Task instructions –
Set down the data below without change, skipping the pictures it holds.

Record list –
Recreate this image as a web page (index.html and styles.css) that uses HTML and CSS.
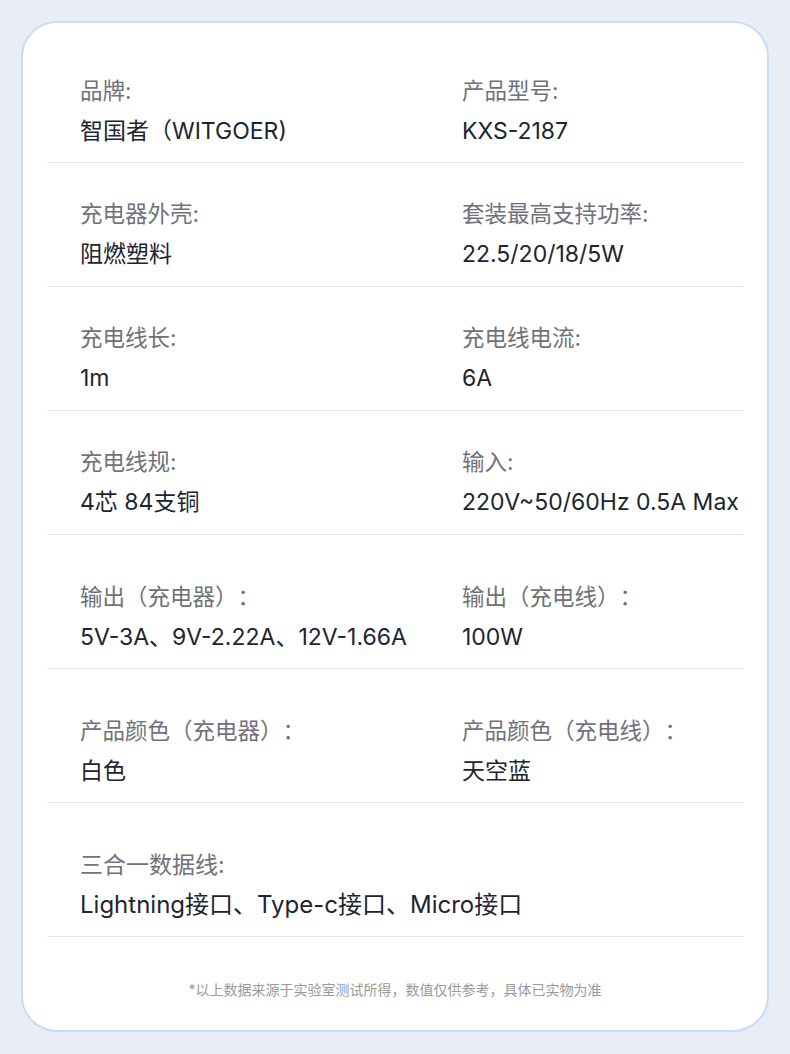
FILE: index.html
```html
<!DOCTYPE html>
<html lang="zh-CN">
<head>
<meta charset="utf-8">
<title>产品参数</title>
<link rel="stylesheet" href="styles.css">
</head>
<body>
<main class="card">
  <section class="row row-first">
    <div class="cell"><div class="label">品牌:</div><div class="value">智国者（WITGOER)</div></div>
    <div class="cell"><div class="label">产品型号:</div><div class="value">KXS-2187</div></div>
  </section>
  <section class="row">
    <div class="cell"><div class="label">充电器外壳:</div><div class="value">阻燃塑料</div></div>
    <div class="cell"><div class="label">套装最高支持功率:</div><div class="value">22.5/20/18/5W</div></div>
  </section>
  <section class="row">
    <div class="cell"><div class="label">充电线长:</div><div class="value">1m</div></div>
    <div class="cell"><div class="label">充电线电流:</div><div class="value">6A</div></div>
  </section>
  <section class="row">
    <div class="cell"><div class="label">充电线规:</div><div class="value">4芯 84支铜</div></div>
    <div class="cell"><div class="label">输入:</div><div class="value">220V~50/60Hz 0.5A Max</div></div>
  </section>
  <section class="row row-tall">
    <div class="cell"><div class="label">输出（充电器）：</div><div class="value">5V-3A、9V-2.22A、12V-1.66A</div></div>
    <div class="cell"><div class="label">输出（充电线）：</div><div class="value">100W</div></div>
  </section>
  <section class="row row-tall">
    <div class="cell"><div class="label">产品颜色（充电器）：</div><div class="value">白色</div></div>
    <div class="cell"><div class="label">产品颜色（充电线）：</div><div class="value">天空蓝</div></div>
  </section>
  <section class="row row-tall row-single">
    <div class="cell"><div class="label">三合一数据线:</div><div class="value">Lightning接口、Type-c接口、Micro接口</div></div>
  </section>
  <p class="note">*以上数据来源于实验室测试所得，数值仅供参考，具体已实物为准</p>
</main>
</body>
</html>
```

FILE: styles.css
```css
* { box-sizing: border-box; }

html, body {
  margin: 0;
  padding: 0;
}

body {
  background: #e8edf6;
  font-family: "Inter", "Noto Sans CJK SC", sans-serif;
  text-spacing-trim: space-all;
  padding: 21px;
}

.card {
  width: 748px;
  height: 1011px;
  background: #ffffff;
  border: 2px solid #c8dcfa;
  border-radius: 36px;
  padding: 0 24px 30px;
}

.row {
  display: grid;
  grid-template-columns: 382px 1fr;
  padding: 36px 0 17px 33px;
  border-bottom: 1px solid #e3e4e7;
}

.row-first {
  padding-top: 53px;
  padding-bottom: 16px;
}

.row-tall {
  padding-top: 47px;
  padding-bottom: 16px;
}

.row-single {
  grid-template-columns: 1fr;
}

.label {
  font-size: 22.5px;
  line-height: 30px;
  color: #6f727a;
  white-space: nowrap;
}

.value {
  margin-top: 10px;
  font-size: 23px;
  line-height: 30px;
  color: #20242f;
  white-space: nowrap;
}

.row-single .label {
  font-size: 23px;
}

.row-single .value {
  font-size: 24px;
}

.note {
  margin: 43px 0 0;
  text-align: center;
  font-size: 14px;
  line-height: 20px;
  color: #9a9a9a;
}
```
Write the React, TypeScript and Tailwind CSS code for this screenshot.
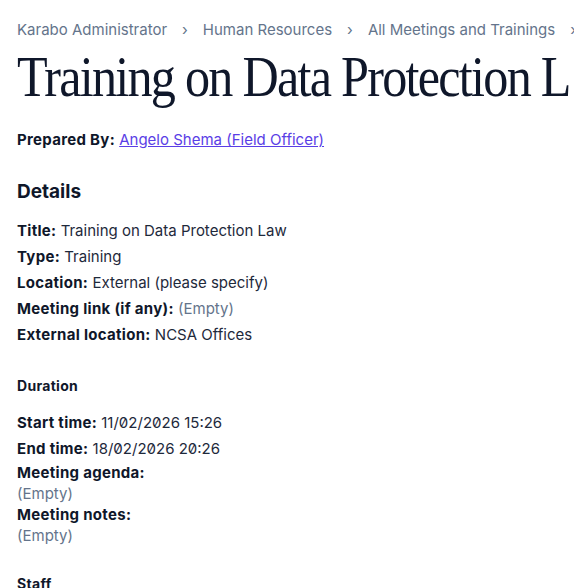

Written answer –
Recreate this image as a web page (index.html and styles.css) that uses HTML and CSS.
FILE: index.html
```html
<!DOCTYPE html>
<html lang="zh-CN">
<head>
<meta charset="utf-8">
<title>产品参数</title>
<link rel="stylesheet" href="styles.css">
</head>
<body>
<main class="card">
  <section class="row row-first">
    <div class="cell"><div class="label">品牌:</div><div class="value">智国者（WITGOER)</div></div>
    <div class="cell"><div class="label">产品型号:</div><div class="value">KXS-2187</div></div>
  </section>
  <section class="row">
    <div class="cell"><div class="label">充电器外壳:</div><div class="value">阻燃塑料</div></div>
    <div class="cell"><div class="label">套装最高支持功率:</div><div class="value">22.5/20/18/5W</div></div>
  </section>
  <section class="row">
    <div class="cell"><div class="label">充电线长:</div><div class="value">1m</div></div>
    <div class="cell"><div class="label">充电线电流:</div><div class="value">6A</div></div>
  </section>
  <section class="row">
    <div class="cell"><div class="label">充电线规:</div><div class="value">4芯 84支铜</div></div>
    <div class="cell"><div class="label">输入:</div><div class="value">220V~50/60Hz 0.5A Max</div></div>
  </section>
  <section class="row row-tall">
    <div class="cell"><div class="label">输出（充电器）：</div><div class="value">5V-3A、9V-2.22A、12V-1.66A</div></div>
    <div class="cell"><div class="label">输出（充电线）：</div><div class="value">100W</div></div>
  </section>
  <section class="row row-tall">
    <div class="cell"><div class="label">产品颜色（充电器）：</div><div class="value">白色</div></div>
    <div class="cell"><div class="label">产品颜色（充电线）：</div><div class="value">天空蓝</div></div>
  </section>
  <section class="row row-tall row-single">
    <div class="cell"><div class="label">三合一数据线:</div><div class="value">Lightning接口、Type-c接口、Micro接口</div></div>
  </section>
  <p class="note">*以上数据来源于实验室测试所得，数值仅供参考，具体已实物为准</p>
</main>
</body>
</html>
```

FILE: styles.css
```css
* { box-sizing: border-box; }

html, body {
  margin: 0;
  padding: 0;
}

body {
  background: #e8edf6;
  font-family: "Inter", "Noto Sans CJK SC", sans-serif;
  text-spacing-trim: space-all;
  padding: 21px;
}

.card {
  width: 748px;
  height: 1011px;
  background: #ffffff;
  border: 2px solid #c8dcfa;
  border-radius: 36px;
  padding: 0 24px 30px;
}

.row {
  display: grid;
  grid-template-columns: 382px 1fr;
  padding: 36px 0 17px 33px;
  border-bottom: 1px solid #e3e4e7;
}

.row-first {
  padding-top: 53px;
  padding-bottom: 16px;
}

.row-tall {
  padding-top: 47px;
  padding-bottom: 16px;
}

.row-single {
  grid-template-columns: 1fr;
}

.label {
  font-size: 22.5px;
  line-height: 30px;
  color: #6f727a;
  white-space: nowrap;
}

.value {
  margin-top: 10px;
  font-size: 23px;
  line-height: 30px;
  color: #20242f;
  white-space: nowrap;
}

.row-single .label {
  font-size: 23px;
}

.row-single .value {
  font-size: 24px;
}

.note {
  margin: 43px 0 0;
  text-align: center;
  font-size: 14px;
  line-height: 20px;
  color: #9a9a9a;
}
```
Write the React, TypeScript and Tailwind CSS code for this screenshot.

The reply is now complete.